Death of Prime Minister George Canning
There is a certain moral grandeur popularly ascribed to the doctrinaire which is denied to the statesman. There are few politicians who receive the unreserved admiration accorded to those who have done nothing but write books, or yielded their lives to the advocacy of a single cause. The doctrinaire—the propounder of a fixed set of opinions— advises mankind, but does not under-take to manage them. Through a long series of years he may publish his convictions with pertinacious uniformity, without hindrance and without responsibility. Such consistency is sometimes contrasted with the wavering tactics of the statesman, to the unfair disadvantage of the latter. A statesman sets himself to lead a people, and is less careful to entertain them with his private convictions than to discover what principles they are inclined to accept and to commit to practice. The doctrinaire’s business is to proclaim what is true, whether men hear or reject; the statesman’s is to ascertain and recommend what is practicable.
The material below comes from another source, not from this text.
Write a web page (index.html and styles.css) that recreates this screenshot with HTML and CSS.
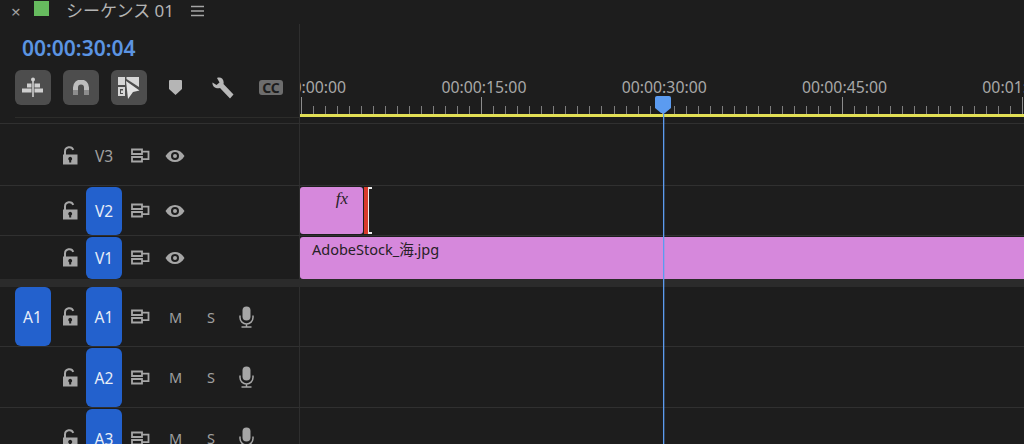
FILE: index.html
```html
<!DOCTYPE html>
<html lang="ja">
<head>
    <meta charset="UTF-8">
    <title>シーケンス 01</title>
    <link rel="stylesheet" href="styles.css">
</head>
<body>
    <svg class="sprites" width="0" height="0">
        <symbol id="lock" viewBox="0 0 16 19">
            <path d="M3 9V5.500a4.300 4.300 0 0 1 8.300-1.600" fill="none" stroke="currentColor" stroke-width="2"/>
            <path d="M1 8.500h14.500V18.500H1z M8.200 10.800a2 2 0 0 0-1 3.700v2h2v-2a2 2 0 0 0-1-3.700z" fill="currentColor" fill-rule="evenodd"/>
        </symbol>
        <symbol id="sync" viewBox="0 0 19 15">
            <path d="M1 1.500h10v4.500H1z M1 9h10v4.500H1z M11 3.700h6.500v7.500H11" fill="none" stroke="currentColor" stroke-width="1.800"/>
        </symbol>
        <symbol id="eye" viewBox="0 0 20 14">
            <path d="M0.500 7C3 3 6 1 10 1s7 2 9.500 6C17 11 14 13 10 13S3 11 .5 7z M10 3a4 4 0 1 0 0 8 4 4 0 0 0 0-8z" fill="currentColor" fill-rule="evenodd"/>
            <circle cx="10" cy="7" r="2" fill="currentColor"/>
        </symbol>
        <symbol id="mic" viewBox="0 0 15 22">
            <rect x="3.500" y="0.500" width="8" height="14" rx="4" fill="currentColor"/>
            <path d="M1 9.500v2a6.500 6.500 0 0 0 13 0v-2 M7.500 18v2.500 M2.500 21h10" fill="none" stroke="currentColor" stroke-width="1.500"/>
        </symbol>
    </svg>

    <div class="tabbar">
        <span class="tab-close">×</span>
        <span class="tab-color"></span>
        <span class="tab-title">シーケンス 01</span>
        <svg class="tab-menu" width="13" height="12" viewBox="0 0 13 12"><path d="M0 1.500h13M0 6h13M0 10.500h13" stroke="#a5a5a5" stroke-width="1.300"/></svg>
    </div>

    <div class="top">
        <div class="controls">
            <div class="timecode">00:00:30:04</div>
            <div class="tools">
                <button class="tool">
                    <svg width="24" height="24" viewBox="0 0 24 24">
                        <path d="M12 3v18" stroke="#cfcfcf" stroke-width="1.600"/>
                        <circle cx="12" cy="3.500" r="2" fill="#cfcfcf"/>
                        <path d="M6 7.500h4.500v4H6z M1 12.500h9.500v4H1z M13.500 7.500h5.500v4h-5.500z M13.500 12.500h8.500v4h-8.500z" fill="#cfcfcf"/>
                    </svg>
                </button>
                <button class="tool">
                    <svg width="16" height="15" viewBox="0 0 16 15">
                        <path d="M2.500 15V7.500a5.500 5.500 0 0 1 11 0V15" fill="none" stroke="#bdbdbd" stroke-width="5"/>
                        <path d="M0 10h5v5H0z M11 10h5v5h-5z" fill="#8c8c8c"/>
                    </svg>
                </button>
                <button class="tool">
                    <svg width="24" height="24" viewBox="0 0 24 24">
                        <path d="M1 1h7v8H1z M9.500 1H22v10L9.500 3z" fill="#d6d6d6"/>
                        <path d="M1 11h7v9H1z" fill="#d6d6d6"/>
                        <path d="M3 13h3v1.500H4v2.500h2v1H3z" fill="#4d4d4d"/>
                        <path d="M9 5l13.500 9.500-6.500 1.500-5 7z" fill="#e2e2e2"/>
                    </svg>
                </button>
                <svg class="marker" width="13" height="15" viewBox="0 0 13 15"><path d="M0 1a1 1 0 0 1 1-1h11a1 1 0 0 1 1 1v8l-6.500 6L0 9z" fill="#b5b5b5"/></svg>
                <svg class="wrench" width="22" height="22" viewBox="0 0 22 22">
                    <path d="M.5 5.500L4.500 8 7.500 5.500 5 1C9 -.5 12.500 2.500 11.500 7L21.500 17.500 18 21.500 8 11C4 12 0 9.500 .5 5.500z" fill="#b8b8b8"/>
                </svg>
                <span class="cc">CC</span>
            </div>
        </div>
        <div class="ruler">
            <div class="ruler-labels">
                <span>00:00:00:00</span>
                <span>00:00:15:00</span>
                <span>00:00:30:00</span>
                <span>00:00:45:00</span>
                <span>00:01:00:00</span>
            </div>
            <div class="ticks"></div>
            <div class="work-area"></div>
        </div>
    </div>

    <div class="track v3">
        <div class="head">
            <span></span><span></span>
            <svg class="ico"><use href="#lock" x="3" width="16" height="19"/></svg>
            <span class="name">V3</span>
            <svg class="ico"><use href="#sync" width="19" height="15" y="2"/></svg>
            <svg class="ico"><use href="#eye" x="-1" width="20" height="14" y="3"/></svg>
        </div>
        <div class="lane"></div>
    </div>
    <div class="track v2">
        <div class="head">
            <span></span><span></span>
            <svg class="ico"><use href="#lock" x="3" width="16" height="19"/></svg>
            <span class="name on">V2</span>
            <svg class="ico"><use href="#sync" width="19" height="15" y="2"/></svg>
            <svg class="ico"><use href="#eye" x="-1" width="20" height="14" y="3"/></svg>
        </div>
        <div class="lane">
            <div class="clip clip-fx"><i>fx</i></div>
            <div class="clip-end"></div>
        </div>
    </div>
    <div class="track v1">
        <div class="head">
            <span></span><span></span>
            <svg class="ico"><use href="#lock" x="3" width="16" height="19"/></svg>
            <span class="name on">V1</span>
            <svg class="ico"><use href="#sync" width="19" height="15" y="2"/></svg>
            <svg class="ico"><use href="#eye" x="-1" width="20" height="14" y="3"/></svg>
        </div>
        <div class="lane">
            <div class="clip clip-main">AdobeStock_海.jpg</div>
        </div>
    </div>

    <div class="divider"></div>

    <div class="track a1">
        <div class="head">
            <span></span><span class="name on">A1</span>
            <svg class="ico"><use href="#lock" x="3" width="16" height="19"/></svg>
            <span class="name on">A1</span>
            <svg class="ico"><use href="#sync" width="19" height="15" y="2"/></svg>
            <span class="btn">M</span>
            <span class="btn">S</span>
            <svg class="ico ico-mic"><use href="#mic" width="15" height="22"/></svg>
        </div>
        <div class="lane"></div>
    </div>
    <div class="track a2">
        <div class="head">
            <span></span><span></span>
            <svg class="ico"><use href="#lock" x="3" width="16" height="19"/></svg>
            <span class="name on">A2</span>
            <svg class="ico"><use href="#sync" width="19" height="15" y="2"/></svg>
            <span class="btn">M</span>
            <span class="btn">S</span>
            <svg class="ico ico-mic"><use href="#mic" width="15" height="22"/></svg>
        </div>
        <div class="lane"></div>
    </div>
    <div class="track a3">
        <div class="head">
            <span></span><span></span>
            <svg class="ico"><use href="#lock" x="3" width="16" height="19"/></svg>
            <span class="name on">A3</span>
            <svg class="ico"><use href="#sync" width="19" height="15" y="2"/></svg>
            <span class="btn">M</span>
            <span class="btn">S</span>
            <svg class="ico ico-mic"><use href="#mic" width="15" height="22"/></svg>
        </div>
        <div class="lane"></div>
    </div>

    <div class="playhead">
        <svg width="18" height="18" viewBox="0 0 18 18"><path d="M1 2a2 2 0 0 1 2-2h12a2 2 0 0 1 2 2v10l-6 5H7l-6-5z" fill="#5b9bf0"/></svg>
    </div>
</body>
</html>
```

FILE: styles.css
```css
body {
    margin: 0;
    height: 444px;
    overflow: hidden;
    position: relative;
    background: #1d1d1d;
    color: #a9a9a9;
    font-family: "Noto Sans", "Noto Sans CJK JP", sans-serif;
}
.sprites {
    position: absolute;
}

/* tab */
.tabbar {
    height: 24px;
    display: flex;
    align-items: flex-start;
}
.tab-close {
    margin-left: 11px;
    width: 23px;
    font-size: 17px;
    line-height: 24px;
    color: #a0a0a0;
}
.tab-color {
    width: 15px;
    height: 15px;
    margin-top: 1px;
    background: #66bb5e;
}
.tab-title {
    margin-left: 17px;
    width: 125px;
    font-size: 17px;
    line-height: 21px;
    color: #b4b4b4;
}
.tab-menu {
    margin-top: 5px;
}

/* timecode, tools and ruler */
.top {
    display: flex;
    height: 99px;
    border-bottom: 1px solid #303030;
}
.controls {
    width: 299px;
    border-right: 1px solid #2e2e2e;
}
.timecode {
    margin: 12px 0 0 22px;
    height: 34px;
    font-size: 21px;
    font-weight: 600;
    line-height: 24px;
    color: #5b94e2;
}
.tools {
    margin-left: 15px;
    padding-bottom: 12px;
    border-bottom: 1px solid #2c2c2a;
    display: flex;
    align-items: center;
}
.tool {
    width: 36px;
    height: 35px;
    padding: 0;
    margin-right: 12px;
    border: none;
    border-radius: 6px;
    background: #4d4d4d;
    display: flex;
    align-items: center;
    justify-content: center;
}
.marker {
    margin-left: 10px;
}
.wrench {
    margin-left: 30px;
}
.cc {
    margin-left: 25px;
    width: 24px;
    height: 15px;
    border-radius: 3px;
    background: #6d6d6d;
    color: #1d1d1d;
    font-size: 14px;
    font-weight: 700;
    line-height: 15px;
    text-align: center;
}
.ruler {
    flex: 1;
    min-width: 0;
    overflow: hidden;
}
.ruler-labels {
    display: flex;
    margin: 53px 0 0 -86.500px;
    height: 20px;
    font-size: 15.800px;
    line-height: 20px;
    color: #a8a8a8;
}
.ruler-labels span {
    flex: 0 0 180.300px;
    text-align: center;
}
.ticks {
    height: 17px;
    background:
        repeating-linear-gradient(90deg, #8c8c8c 0 1px, transparent 1px 180.300px) 1px 0 / 100% 17px no-repeat,
        repeating-linear-gradient(90deg, #7d7d7d 0 1px, transparent 1px 12.020px) 1px 9px / 100% 8px no-repeat;
}
.work-area {
    height: 3px;
    background: #e2df55;
}

/* tracks */
.track {
    display: flex;
    border-bottom: 1px solid #303030;
    box-sizing: border-box;
}
.v3 { height: 62px; }
.v2 { height: 50px; }
.v1 { height: 43px; border-bottom: none; }
.a1 { height: 60px; }
.a2 { height: 61px; }
.a3 { height: 61px; }
.divider {
    height: 8px;
    background: #2b2b2b;
}
.head {
    width: 299px;
    flex: none;
    border-right: 1px solid #2e2e2e;
    display: grid;
    grid-template-columns: 15px 35px 36px 36px 36px 35px 36px 35px;
    align-items: center;
    justify-items: center;
}
.v3 .head {
    padding-top: 2px;
}
.ico {
    width: 19px;
    height: 19px;
    overflow: visible;
    color: #a6a6a6;
}
.ico-mic {
    height: 22px;
    width: 15px;
}
.name {
    font-size: 15.500px;
    color: #a0a0a0;
    width: 36px;
    text-align: center;
}
.name.on {
    align-self: stretch;
    margin: 1px 0 0;
    border-radius: 6px;
    background: #2361cd;
    color: #e8eef8;
    display: flex;
    align-items: center;
    justify-content: center;
}
.a1 .name.on {
    margin-top: 0;
}
.btn {
    font-size: 14.500px;
    color: #a0a0a0;
}
.lane {
    flex: 1;
    min-width: 0;
    display: flex;
}
.clip {
    background: #d688dc;
    color: #262126;
    border-radius: 3px;
    box-sizing: border-box;
}
.clip-fx {
    width: 63px;
    margin: 1px 0;
    padding: 1px 15px 0 0;
    text-align: right;
    font-family: "Liberation Serif", serif;
    font-size: 17px;
    line-height: 22px;
}
.clip-end {
    width: 8px;
    margin: 1px 0 1px 1px;
    background:
        linear-gradient(#ececec, #ececec) right top / 4px 2px no-repeat,
        linear-gradient(#ececec, #ececec) right bottom / 4px 2px no-repeat,
        linear-gradient(#ececec, #ececec) 4px 0 / 1px 100% no-repeat,
        linear-gradient(#d8392b, #d8392b) 0 0 / 4px 100% no-repeat;
}
.clip-main {
    flex: 1;
    margin: 1px -4px 0 0;
    padding: 2px 0 0 12px;
    font-size: 14.500px;
    line-height: 20px;
}

/* playhead sits over the tracks */
.playhead {
    position: absolute;
    left: 663px;
    top: 113px;
    bottom: 0;
    width: 1px;
    background: #5b9bf0;
    box-shadow: 1px 0 rgba(91, 155, 240, 0.3);
}
.playhead svg {
    position: absolute;
    left: -9px;
    top: -17px;
}
```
The statesman is often compelled to defer his private judgment to popular prejudice, and to rest content with bending what cannot be broken. Sir Robert Peel was a free-trader long before free-trade was possible. These reserves are inseparable from statesmanship, nor need they involve dissimulation. A statesman, being a practical man, regards all speech as lost labour which is not likely to be reproduced in action. There is, as all know, a base statesmanship, which does not aspire to lead from good to better, but which panders to popular folly for selfish ends. Of this we do not speak. We merely note the f act, that the consistency of the doctrinaire is an easy virtue compared with the statesman’s arduous art: the first tells what is right; the other persuades millions to do it. A statesman who has led with any credit a free people, has necessarily encountered difficulties and temptations of which the solitary student has had no experience, and possibly no conception.
George Canning, whilst one of the ablest European statesmen of the present century, was not doctrinally far in advance of his generation; yet for England he did much worthy service, and through his genius English principles acquired new influence the world over. He was born in Marylebone, London, on the 11th of April 1770. His father was a young gentleman, whose family had cast him off for making a poor marriage; and, while Canning was an infant, he died, it is said, of a broken heart. His mother commenced school-keeping for her support, but it did not pay, and then she tried the stage, but with little better success. An uncle meanwhile intervened, and sent Canning to Eton, where he quickly made his mark by his aptitude for learning.
From Eton he passed to Oxford, and thence to Lincoln’s Inn, with the intention of studying for the bar; but such was his readiness in debate, that his friends persuaded him that politics were his true vocation. At this time he was on familiar terms with Sheridan and Fox, and other leading Whigs, but to their disappointment he sought alliance with Pitt, and under his auspices he entered parliament in 1793. As soon as by trial Pitt had tested the quality of his young recruit, he placed him on active service, and left him to bear the brunt of some formidable attacks. Canning enjoyed and grew under this discipline, and found wit and eloquence equal to all demands. With the Anti-Jacobin periodical—begun in 1797 and concluded in 1798, to resist and ridicule democratic opinions—he was largely concerned, and its best verses and jeux dèsprit were written by him. His Needy Knife-Grinder, a burlesque of a poem by Southey, is known to everybody, being a stock-piece in all collections of humorous poetry.
In 1800, Canning was married to Joan Scott, a daughter of General Scott, who brought with her a dowry of £100,000. Canning’s life, from 1793 to 1827, is inwrought with the parliamentary history of England, sometimes in office, and sometimes in opposition. He was a steady enemy of the French Revolution and of Napoleon; he advocated the Irish union, the abolition of the slave trade, and Catholic emancipation; but resisted parliamentary reform, and the repeal of the Test and Corporation Acts. As secretary of state for foreign affairs, he was peculiarly distinguished. His sympathies were heartily liberal; and the assertion of Lord Holland, that Canning had ‘the finest logical intellect in Europe,’ seemed to find justification in his state-papers and correspondence, which were models of lucid and spirited composition. Against the craft of the Holy Alliance he set his face steadily, and was always ready to afford counsel and help to those who were struggling after constitutional freedom. With real joy he recognised the republics formed from the dissolution of Spanish dominion in America, and one of his last public acts was the treaty which led to the deliverance of Greece from the Turks.
Canning was only prime minister during a few months preceding his death. On the resignation of the Earl of Liverpool, through illness, Canning, in April 1827, succeeded him as premier; and as a consequence of his known favour for the Catholics, Lord Eldon, the Duke of Wellington, Sir Robert Peel, and other Tories threw up their places. Canning had, therefore, to look for support to the Whigs, and with much anxiety and in weak health he fought bravely through the session to its close in July, when he retired to the Duke of Devonshire’s villa at Chiswick, and there died on the 8th of August 1827.